Budapester Zeitung: Kommentar zur Ungarn-Berichterstattung des „Spiegel Online“

Eine im Ansatz berechtigte Kritik an der Ungarn-Berichterstattung des Spiegel-Online, formuliert von Jan Mainka, dem Herausgeber der Budapester Zeitung. Leider driftet der Beitrag in der zweiten Hälfte in unnötige Selbstbeweihräucherung ab.

http://www.budapester.hu/index.php?option=com_content&task=view&id=10980&Itemid=27

Die Kritik Mainkas halte ich im Ansatz durchaus für gerechtfertigt. Sie betrifft die bedauernswert einseitige Berichterstattung über Ungarn. Anders als die „Großen“ lässt die als „publizistisch völlig unbedeutend“ diffamierte, kleine BZ in der Tat unterschiedliche Meinungen aus unterschiedlichen Lagern zu Wort kommen, was man von der Süddeutschen und vom Standard nicht behaupten kann. Auch das Verschweigen von wichtigen Tatsachen, Gegenansichten und Hintergründen – Beispiel Gyöngyöspata – und die teilweise hysterische Kritik an Mediengesetz und Verfassung zeigen, dass oftmals zu Beginn der Recherche feststehen dürfte, was deren Ergebnis sein soll. Dies gilt mitunter sogar für Agenturmeldungen. „Recherche“ scheint für die Mehrzehl der Journalisten noch aus der wohlwollenden Befragung derjenigen Personen zu bestehen, deren Meinung man ohnehin schon kennt und gutheißt. Daher auch meist die gleichen Namen. Schuld an der Einseitigkeit sind nicht etwa die Befragten (jeder hat seine Meinung und darf sie äußern), sondern die Journalisten, die sich nicht die Mühe machen, in beiden Richtungen nach Stimmen zu suchen.

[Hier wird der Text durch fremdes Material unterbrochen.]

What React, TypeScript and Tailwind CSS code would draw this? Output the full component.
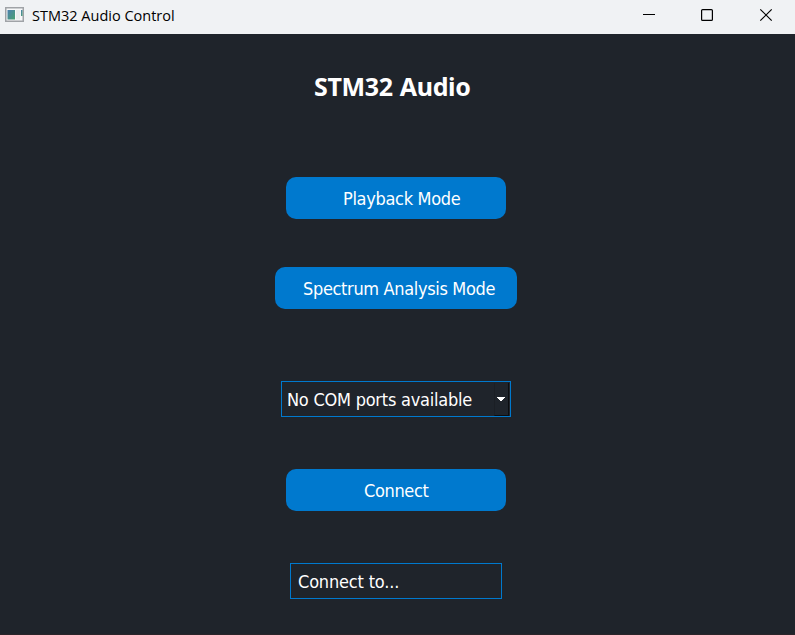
const ui = "font-['DejaVu_Sans_Condensed','DejaVu_Sans',sans-serif] [font-stretch:condensed]";

function TitleBar() {
  return (
    <header className="flex h-[34px] shrink-0 items-start bg-[#f0f2f4] text-black">
      <svg className="ml-[5px] mt-[7px]" width="19" height="16" viewBox="0 0 19 16">
        <defs>
          <linearGradient id="pane" x1="0" y1="0" x2="1" y2="1">
            <stop offset="0" stopColor="#4d80b0" />
            <stop offset="1" stopColor="#48a170" />
          </linearGradient>
        </defs>
        <rect x="0.75" y="0.75" width="17.5" height="13.5" fill="#f7f8f9" stroke="#a0a3a7" strokeWidth="1.5" />
        <rect x="2.5" y="3" width="7.5" height="9.5" fill="url(#pane)" />
        <rect x="11" y="3" width="4" height="9.5" fill="#e9eced" />
        <rect x="16" y="3" width="1.5" height="6" fill="url(#pane)" />
      </svg>
      <span className="ml-2 mt-[6px] whitespace-nowrap font-['Open_Sans',sans-serif] text-[14.5px] leading-[20px] [font-stretch:normal]">
        STM32 Audio Control
      </span>
      <svg className="ml-auto mr-[22px] mt-[8px]" width="130" height="15" viewBox="0 0 130 15" fill="none" stroke="#000">
        <path d="M0 6.5H12" />
        <rect x="58.6" y="1.6" width="10.8" height="10.8" rx="1" strokeWidth="1.2" />
        <path d="M117.3 1.3L128.7 12.7M128.7 1.3L117.3 12.7" strokeWidth="1.2" />
      </svg>
    </header>
  );
}

export default function App() {
  return (
    <div className={`flex h-[635px] w-[795px] flex-col overflow-hidden bg-[#1f242b] text-white ${ui}`}>
      <TitleBar />
      <main className="flex flex-1 flex-col items-start whitespace-nowrap border-b border-[#2b2429] text-[18px] leading-[24px]">
        <h1 className="ml-[314px] mt-[36px] font-['Noto_Sans',sans-serif] text-[25px] font-bold leading-[32px] tracking-[-0.35px] [font-stretch:normal] [word-spacing:1px]">
          STM32 Audio
        </h1>
        <button className="ml-[286px] mt-[75px] flex h-[42px] w-[220px] items-center rounded-[10px] bg-[#0079ce] pl-[57px] pt-[2px]">
          <span className="tracking-[-0.32px]">Playback Mode</span>
        </button>
        <button className="ml-[275px] mt-[48px] flex h-[42px] w-[242px] items-center rounded-[10px] bg-[#0079ce] pl-[28px] pt-[2px]">
          <span className="tracking-[-0.34px]">Spectrum Analysis Mode</span>
        </button>
        <div className="ml-[281px] mt-[72px] flex h-[36px] w-[230px] items-center border border-[#0079ce] pl-[5px]">
          <span className="pt-[2px] tracking-[-0.24px]">No COM ports available</span>
          <div className="ml-auto mr-px flex h-[33px] w-[15px] items-center justify-center border-b border-l border-r border-b-[#0b0d10] border-l-[#1b1f25] border-r-[#0b0d10] pr-px">
            <svg className="shrink-0" width="8" height="4" viewBox="0 0 8 4" fill="#fff" shapeRendering="crispEdges">
              <path d="M0 0H8V1H7V2H6V3H5V4H3V3H2V2H1V1H0Z" />
            </svg>
          </div>
        </div>
        <button className="ml-[286px] mt-[52px] flex h-[42px] w-[220px] items-center rounded-[10px] bg-[#0079ce] pl-[78px] pt-[2px]">
          <span className="tracking-[-0.36px]">Connect</span>
        </button>
        <div className="ml-[290px] mt-[52px] flex h-[36px] w-[212px] items-center border border-[#0079ce] pl-[7px] pt-[2px]">
          <span className="tracking-[-0.18px]">Connect to...</span>
        </div>
      </main>
    </div>
  );
}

Die Aussage Mainkas, er selbst habe bislang keine negativen Auswirkungen durch das Mediengesetz gespürt, ist durchaus interessant, ebenso wie die Erwähnung der Tatsache, dass die oppositionellen Zeitungen bis heute nichts an „Schärfe“ in der Kritk an Orbán & Co. eingebüßt haben. Zensur? Theretisch ja, praktisch nein. Was überrascht, ist die Blindheit für die wirklichen Meldungen: Die Beförderung eines ehemaligen Jobbik-Anhängers zum MTI-Nachrichtenchef, der durch einen klar manipulativen Nachrichten-Zusammenschnitt versucht hat, Daniel Cohn-Bendit zu diffamieren, ist ein wirklich bedenkliches Zeichen dafür, wer/was in dem staatlichen Medienapparat geduldet wird.

Die „Budapester“ ist keineswegs so einseitig, wie gerne behauptet wird. Zu den regierungskritischen Stimmen in der BZ gehören Beiträge József Debreczeni, Paul Lendvai, Peter Bognár, Richard Field und andere, die gewiss nicht ins Lager oder zu den Sympathisanten Viktor Orbáns gehören.

Aber: Ob es elegant und Zeichen guten Stils ist, sich in einem kritischen Kommentar als wahrer Maßstab und ausgewogene Berichterstattung zu präsentieren, scheint fraglich. Und auch der Appell, die Journalisten mögen doch „mehr BZ“ lesen, um Fehlinterpretationen zu vermeiden, zeugt von eben dem „Selbstbewusstsein“, wie es bei der Horde von Unfehlbaren beim Spiegel, Standard & Co. fortwährend störend zu Tage tritt. Vielleicht sehen wir ja auch nur die Eskalation des etwas kindisch anmutenden Kleinkriegs zwischen Jan Mainka und dem freien Journalisten Max Steinbeis. Die beiden Herren haben sich vor einigen Wochen in einen – der Fairness halber sei gesagt: von Mainka initiierten, aber von Steinbeiß mit Genugtuung aufgenommenen – Kampf verstrickt, von dem sogar die Süddeutsche berichtete. Trotz „zero news value„. Aber amüsant war es allemal.